Process single char equations, removing the symbols.

Parameters
  • s (str) – Latex string code

  • lang (str) – Language tag of the code

  • single_only (bool) – Only process single char equations. If False, replaces the equation by a text-label

Return type

str

Returns

Code without symbols

pydetex.parsers.process_cite(s, sort_cites=True, compress_cite=True, cite_separator=', ', **kwargs)[source]

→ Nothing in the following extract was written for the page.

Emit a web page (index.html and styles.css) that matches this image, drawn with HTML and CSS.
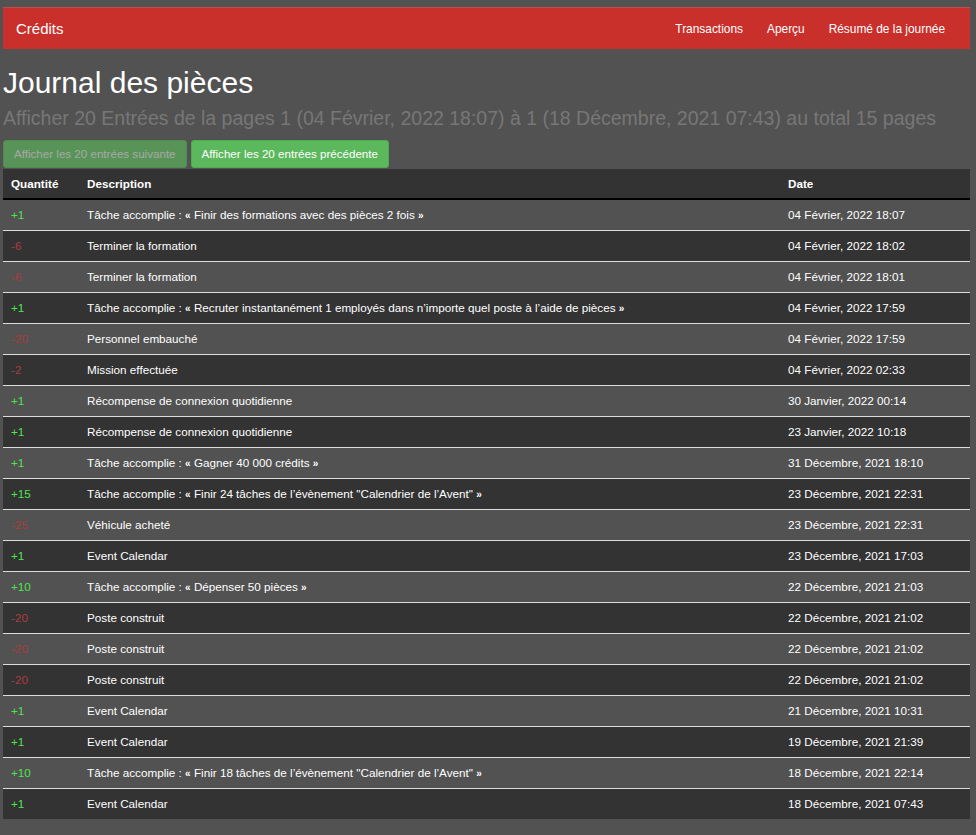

Transforms all cites to a text-based with numbers. For example: 'This is from \cite{Pizarro}' to 'This is from [1]'.

Parameters
  • s (str) – Latex string code

  • sort_cites (bool) – Sort the cite numbers

  • compress_cite (bool) – Compress the cite numbers, ex [1, 2, 3, 10] to [1-3, 10]

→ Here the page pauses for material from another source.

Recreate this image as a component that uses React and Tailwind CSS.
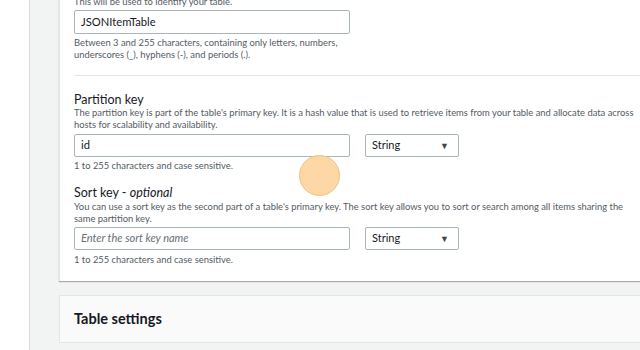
import React from 'react';

const font = { fontFamily: 'Lato, "Open Sans", "Liberation Sans", sans-serif' };

const Select = () => (
    <div className="w-[94px] h-[23px] border border-[#aab7b8] rounded-[2px] flex items-center justify-between pl-[6px] pr-[9px] text-[11px] text-[#16191f]">
        <span>String</span>
        <span className="text-[9px] text-[#444]">▼</span>
    </div>
);

const App = () => {
    return (
        <div className="w-[640px] h-[350px] overflow-hidden flex bg-white relative" style={font}>
            {/* left rail */}
            <div className="w-[30px] shrink-0 bg-white border-r border-[#d5dbdb]" />

            {/* main area */}
            <div className="flex-1 bg-[#f2f3f3] pl-[29px]">
                {/* Table details card */}
                <div className="bg-white w-[620px] -mt-[4px] pl-[14px] pb-[15px] shadow-[0_1px_1px_rgba(0,0,0,0.3)] border-l border-[#e3e6e6]">
                    <p className="text-[9.4px] leading-[12px] text-[#545b64]">This will be used to identify your table.</p>
                    <div className="mt-[2px] w-[276px] h-[24px] border border-[#aab7b8] rounded-[2px] flex items-center px-[6px] text-[11.2px] text-[#16191f]">
                        JSONItemTable
                    </div>
                    <p className="mt-[3px] text-[9.4px] leading-[11.5px] text-[#545b64]">
                        Between 3 and 255 characters, containing only letters, numbers,<br />
                        underscores (_), hyphens (-), and periods (.).
                    </p>

                    <div className="mt-[15px] border-t border-[#e3e6e6]" />

                    {/* Partition key */}
                    <p className="mt-[17px] text-[12.5px] leading-[14px] text-[#16191f]">Partition key</p>
                    <p className="text-[9.4px] leading-[12px] text-[#545b64] whitespace-nowrap">
                        The partition key is part of the table's primary key. It is a hash value that is used to retrieve items from your table and allocate data across<br />
                        hosts for scalability and availability.
                    </p>
                    <div className="mt-[3px] flex items-center gap-[15px]">
                        <div className="w-[276px] h-[23px] border border-[#aab7b8] rounded-[2px] flex items-center px-[6px] text-[11.2px] text-[#16191f]">
                            id
                        </div>
                        <Select />
                    </div>
                    <p className="mt-[3px] text-[9.4px] leading-[12px] text-[#545b64]">1 to 255 characters and case sensitive.</p>

                    {/* Sort key */}
                    <p className="mt-[14px] text-[12.5px] leading-[14px] text-[#16191f]">
                        Sort key - <span className="italic">optional</span>
                    </p>
                    <p className="mt-[1px] text-[9.4px] leading-[12px] text-[#545b64] whitespace-nowrap">
                        You can use a sort key as the second part of a table's primary key. The sort key allows you to sort or search among all items sharing the<br />
                        same partition key.
                    </p>
                    <div className="mt-[2px] flex items-center gap-[15px]">
                        <div className="w-[276px] h-[23px] border border-[#aab7b8] rounded-[2px] flex items-center px-[6px] text-[11px] italic text-[#687078]">
                            Enter the sort key name
                        </div>
                        <Select />
                    </div>
                    <p className="mt-[4px] text-[9.4px] leading-[12px] text-[#545b64]">1 to 255 characters and case sensitive.</p>
                </div>

                {/* Table settings card */}
                <div className="mt-[14px] w-[620px] bg-white border-l border-t border-[#e3e6e6]">
                    <div className="h-[47px] bg-[#fafafa] border-b border-[#e3e6e6] flex items-center pl-[14px]">
                        <h3 className="text-[14.5px] font-bold text-[#16191f]">Table settings</h3>
                    </div>
                </div>
            </div>

            {/* click highlight */}
            <div className="absolute left-[299px] top-[155px] w-[41px] h-[41px] rounded-full bg-[#fdd39c]/90 border border-[#f3c27f]" />
        </div>
    );
};

export default App;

  • cite_separator (str) – Separator of cites, for example [1{sep}2{sep}3]

Return type

str

Returns

Latex with cite as numbers

pydetex.parsers.process_citeauthor(s, lang, **kwargs)[source]

Transforms all citeauthor to [cite]. For example: 'This is from \citeauthor{Pizarro}, and that is from \citeauthor{cite1, cite2}' to 'This is from [author], and that is from [authors]'.

Parameters
  • s (str) – Latex string code

  • lang (str) – Language tag of the code

Return type

str

Returns

Latex with replaced cites

pydetex.parsers.process_def(s, clear_learned=True, replace=False, **kwargs)[source]

Process defs. Store the definition, among others.

Parameters
  • s (str) – Latex with definitions

  • clear_learned (bool) – Clear the last learned definitions

  • replace (bool) – Replace instances of learned defs

Return type

str

Returns

Latex without definitions

pydetex.parsers.process_inputs(s, clear_not_found_files=False, **kwargs)[source]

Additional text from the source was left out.